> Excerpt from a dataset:
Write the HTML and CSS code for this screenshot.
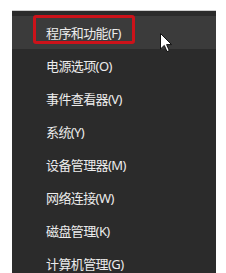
FILE: index.html
```html
<!DOCTYPE html>
<html lang="zh-CN">

<head>
    <meta charset="UTF-8">
    <meta name="viewport" content="width=device-width, initial-scale=1.0">
    <title>Win+X 菜单</title>
    <link rel="stylesheet" href="styles.css">
</head>

<body>
    <div class="menu">
        <ul class="menu-list">
            <li class="menu-item active">
                <span class="label">程序和功能(F)</span>
                <span class="mark"></span>
                <svg class="cursor" width="13" height="20" viewBox="0 0 13 20">
                    <path d="M0.5 0.5 L0.5 16 L4.3 12.4 L7 18.6 L9.3 17.6 L6.6 11.6 L11.6 11.6 Z" fill="#fff" stroke="#111" stroke-width="1" stroke-linejoin="round"/>
                </svg>
            </li>
            <li class="menu-item"><span class="label">电源选项(O)</span></li>
            <li class="menu-item"><span class="label">事件查看器(V)</span></li>
            <li class="menu-item"><span class="label">系统(Y)</span></li>
            <li class="menu-item"><span class="label">设备管理器(M)</span></li>
            <li class="menu-item"><span class="label">网络连接(W)</span></li>
            <li class="menu-item"><span class="label">磁盘管理(K)</span></li>
            <li class="menu-item"><span class="label">计算机管理(G)</span></li>
        </ul>
    </div>
</body>

</html>
```

FILE: styles.css
```css
:root {
    --menu-bg: #2b2b2b;
    --menu-hover: #3b3b3b;
    --menu-text: #ececec;
    --mark-red: #cc121a;
}

* {
    box-sizing: border-box;
    margin: 0;
    padding: 0;
}

html,
body {
    height: 100%;
    overflow: hidden;
}

body {
    background-color: #ffffff;
    font-family: "Noto Sans", "Noto Sans CJK SC", sans-serif;
    padding: 10px 10px 0 12px;
}

.menu {
    width: 204px;
    height: 100%;
    background-color: var(--menu-bg);
    border-top: 1px solid #cdcdcd;
    padding-top: 5px;
}

.menu-list {
    list-style: none;
}

.menu-item {
    position: relative;
    height: 33px;
    display: flex;
    align-items: center;
    padding-left: 34px;
    color: var(--menu-text);
    font-size: 13px;
}

.menu-item.active {
    background-color: var(--menu-hover);
}

.label {
    white-space: nowrap;
    letter-spacing: -0.6px;
}

/* red annotation box over the first entry */
.mark {
    position: absolute;
    left: 21px;
    top: -1px;
    width: 102px;
    height: 29px;
    border: 3px solid var(--mark-red);
    border-radius: 3px;
}

.cursor {
    position: absolute;
    left: 148px;
    top: 17px;
}
```
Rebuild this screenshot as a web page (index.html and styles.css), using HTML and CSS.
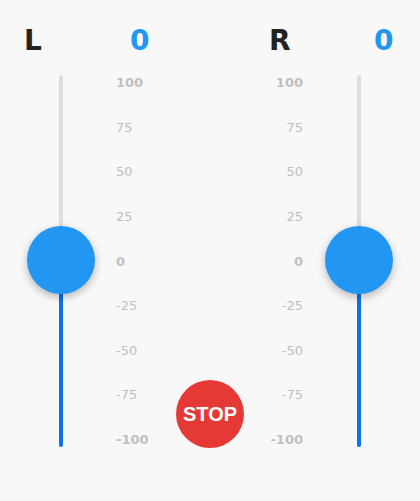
FILE: index.html
```html
<!DOCTYPE html>
<html>
<head>
<meta charset="utf-8">
<link rel="stylesheet" href="styles.css">
</head>
<body>
<div class="app">
  <div class="header">
    <span class="side">L</span>
    <span class="value">0</span>
    <span class="side">R</span>
    <span class="value">0</span>
  </div>
  <div class="main">
    <div class="slider">
      <div class="track"><div class="fill"></div></div>
      <div class="knob"></div>
    </div>
    <div class="scale scale-left">
      <span class="major">100</span><span>75</span><span>50</span><span>25</span><span class="major">0</span><span>-25</span><span>-50</span><span>-75</span><span class="major">-100</span>
    </div>
    <div class="center">
      <button class="stop">STOP</button>
    </div>
    <div class="scale scale-right">
      <span class="major">100</span><span>75</span><span>50</span><span>25</span><span class="major">0</span><span>-25</span><span>-50</span><span>-75</span><span class="major">-100</span>
    </div>
    <div class="slider">
      <div class="track"><div class="fill"></div></div>
      <div class="knob"></div>
    </div>
  </div>
</div>
</body>
</html>
```

FILE: styles.css
```css
html, body {
  margin: 0;
  padding: 0;
  background: #f8f8f8;
}
.app {
  width: 420px;
  height: 501px;
  font-family: "DejaVu Sans", Verdana, sans-serif;
}
.header {
  display: grid;
  grid-template-columns: 106px 139px 105px auto;
  padding: 25px 0 0 24px;
  height: 32px;
  font-size: 28px;
  line-height: 32px;
  font-weight: bold;
}
.side {
  color: #222;
}
.value {
  color: #2196f3;
}
.main {
  display: grid;
  grid-template-columns: 68px 61px 108px 61px 68px;
  padding: 0 27px;
  margin-top: 18px;
  height: 372px;
}
.slider {
  position: relative;
  display: flex;
  justify-content: center;
}
.track {
  width: 4px;
  height: 100%;
  background: #dedede;
  border-radius: 2px;
  display: flex;
  flex-direction: column;
  justify-content: flex-end;
  overflow: hidden;
}
.fill {
  height: 50%;
  background: #0b72f2;
}
.knob {
  position: absolute;
  left: 0;
  top: 151px;
  width: 68px;
  height: 68px;
  border-radius: 50%;
  background: #2196f3;
  box-shadow: 0 3px 8px rgba(0, 0, 0, 0.28);
}
.scale {
  display: flex;
  flex-direction: column;
  justify-content: space-between;
  font-size: 13px;
  line-height: 15px;
  color: #c0c0c0;
}
.scale-left {
  padding-left: 21px;
  align-items: flex-start;
}
.scale-right {
  padding-right: 22px;
  align-items: flex-end;
}
.major {
  font-weight: bold;
}
.center {
  display: flex;
  justify-content: center;
  align-items: flex-end;
}
.stop {
  width: 68px;
  height: 68px;
  border: none;
  border-radius: 50%;
  background: #e53935;
  color: #fff;
  font-family: "Liberation Sans", Arial, sans-serif;
  font-weight: bold;
  font-size: 20px;
  padding: 0;
  margin-bottom: -1px;
}
```
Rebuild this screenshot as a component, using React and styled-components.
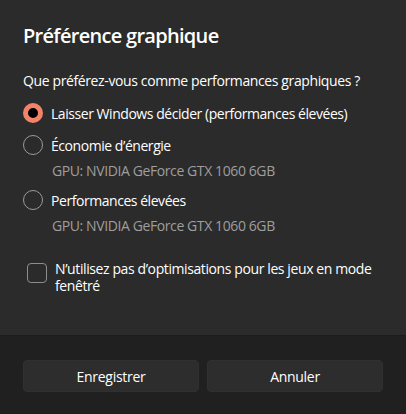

> EXERCISE PROMPT:
Print the listing above in full, exactly as written. Omit any pictures.

> ANSWER TO THE EXERCISE:
Write the HTML and CSS code for this screenshot.
FILE: index.html
```html
<!DOCTYPE html>
<html lang="zh-CN">

<head>
    <meta charset="UTF-8">
    <meta name="viewport" content="width=device-width, initial-scale=1.0">
    <title>Win+X 菜单</title>
    <link rel="stylesheet" href="styles.css">
</head>

<body>
    <div class="menu">
        <ul class="menu-list">
            <li class="menu-item active">
                <span class="label">程序和功能(F)</span>
                <span class="mark"></span>
                <svg class="cursor" width="13" height="20" viewBox="0 0 13 20">
                    <path d="M0.5 0.5 L0.5 16 L4.3 12.4 L7 18.6 L9.3 17.6 L6.6 11.6 L11.6 11.6 Z" fill="#fff" stroke="#111" stroke-width="1" stroke-linejoin="round"/>
                </svg>
            </li>
            <li class="menu-item"><span class="label">电源选项(O)</span></li>
            <li class="menu-item"><span class="label">事件查看器(V)</span></li>
            <li class="menu-item"><span class="label">系统(Y)</span></li>
            <li class="menu-item"><span class="label">设备管理器(M)</span></li>
            <li class="menu-item"><span class="label">网络连接(W)</span></li>
            <li class="menu-item"><span class="label">磁盘管理(K)</span></li>
            <li class="menu-item"><span class="label">计算机管理(G)</span></li>
        </ul>
    </div>
</body>

</html>
```

FILE: styles.css
```css
:root {
    --menu-bg: #2b2b2b;
    --menu-hover: #3b3b3b;
    --menu-text: #ececec;
    --mark-red: #cc121a;
}

* {
    box-sizing: border-box;
    margin: 0;
    padding: 0;
}

html,
body {
    height: 100%;
    overflow: hidden;
}

body {
    background-color: #ffffff;
    font-family: "Noto Sans", "Noto Sans CJK SC", sans-serif;
    padding: 10px 10px 0 12px;
}

.menu {
    width: 204px;
    height: 100%;
    background-color: var(--menu-bg);
    border-top: 1px solid #cdcdcd;
    padding-top: 5px;
}

.menu-list {
    list-style: none;
}

.menu-item {
    position: relative;
    height: 33px;
    display: flex;
    align-items: center;
    padding-left: 34px;
    color: var(--menu-text);
    font-size: 13px;
}

.menu-item.active {
    background-color: var(--menu-hover);
}

.label {
    white-space: nowrap;
    letter-spacing: -0.6px;
}

/* red annotation box over the first entry */
.mark {
    position: absolute;
    left: 21px;
    top: -1px;
    width: 102px;
    height: 29px;
    border: 3px solid var(--mark-red);
    border-radius: 3px;
}

.cursor {
    position: absolute;
    left: 148px;
    top: 17px;
}
```
Rebuild this screenshot as a web page (index.html and styles.css), using HTML and CSS.
FILE: index.html
```html
<!DOCTYPE html>
<html>
<head>
<meta charset="utf-8">
<link rel="stylesheet" href="styles.css">
</head>
<body>
<div class="app">
  <div class="header">
    <span class="side">L</span>
    <span class="value">0</span>
    <span class="side">R</span>
    <span class="value">0</span>
  </div>
  <div class="main">
    <div class="slider">
      <div class="track"><div class="fill"></div></div>
      <div class="knob"></div>
    </div>
    <div class="scale scale-left">
      <span class="major">100</span><span>75</span><span>50</span><span>25</span><span class="major">0</span><span>-25</span><span>-50</span><span>-75</span><span class="major">-100</span>
    </div>
    <div class="center">
      <button class="stop">STOP</button>
    </div>
    <div class="scale scale-right">
      <span class="major">100</span><span>75</span><span>50</span><span>25</span><span class="major">0</span><span>-25</span><span>-50</span><span>-75</span><span class="major">-100</span>
    </div>
    <div class="slider">
      <div class="track"><div class="fill"></div></div>
      <div class="knob"></div>
    </div>
  </div>
</div>
</body>
</html>
```

FILE: styles.css
```css
html, body {
  margin: 0;
  padding: 0;
  background: #f8f8f8;
}
.app {
  width: 420px;
  height: 501px;
  font-family: "DejaVu Sans", Verdana, sans-serif;
}
.header {
  display: grid;
  grid-template-columns: 106px 139px 105px auto;
  padding: 25px 0 0 24px;
  height: 32px;
  font-size: 28px;
  line-height: 32px;
  font-weight: bold;
}
.side {
  color: #222;
}
.value {
  color: #2196f3;
}
.main {
  display: grid;
  grid-template-columns: 68px 61px 108px 61px 68px;
  padding: 0 27px;
  margin-top: 18px;
  height: 372px;
}
.slider {
  position: relative;
  display: flex;
  justify-content: center;
}
.track {
  width: 4px;
  height: 100%;
  background: #dedede;
  border-radius: 2px;
  display: flex;
  flex-direction: column;
  justify-content: flex-end;
  overflow: hidden;
}
.fill {
  height: 50%;
  background: #0b72f2;
}
.knob {
  position: absolute;
  left: 0;
  top: 151px;
  width: 68px;
  height: 68px;
  border-radius: 50%;
  background: #2196f3;
  box-shadow: 0 3px 8px rgba(0, 0, 0, 0.28);
}
.scale {
  display: flex;
  flex-direction: column;
  justify-content: space-between;
  font-size: 13px;
  line-height: 15px;
  color: #c0c0c0;
}
.scale-left {
  padding-left: 21px;
  align-items: flex-start;
}
.scale-right {
  padding-right: 22px;
  align-items: flex-end;
}
.major {
  font-weight: bold;
}
.center {
  display: flex;
  justify-content: center;
  align-items: flex-end;
}
.stop {
  width: 68px;
  height: 68px;
  border: none;
  border-radius: 50%;
  background: #e53935;
  color: #fff;
  font-family: "Liberation Sans", Arial, sans-serif;
  font-weight: bold;
  font-size: 20px;
  padding: 0;
  margin-bottom: -1px;
}
```
Rebuild this screenshot as a component, using React and styled-components.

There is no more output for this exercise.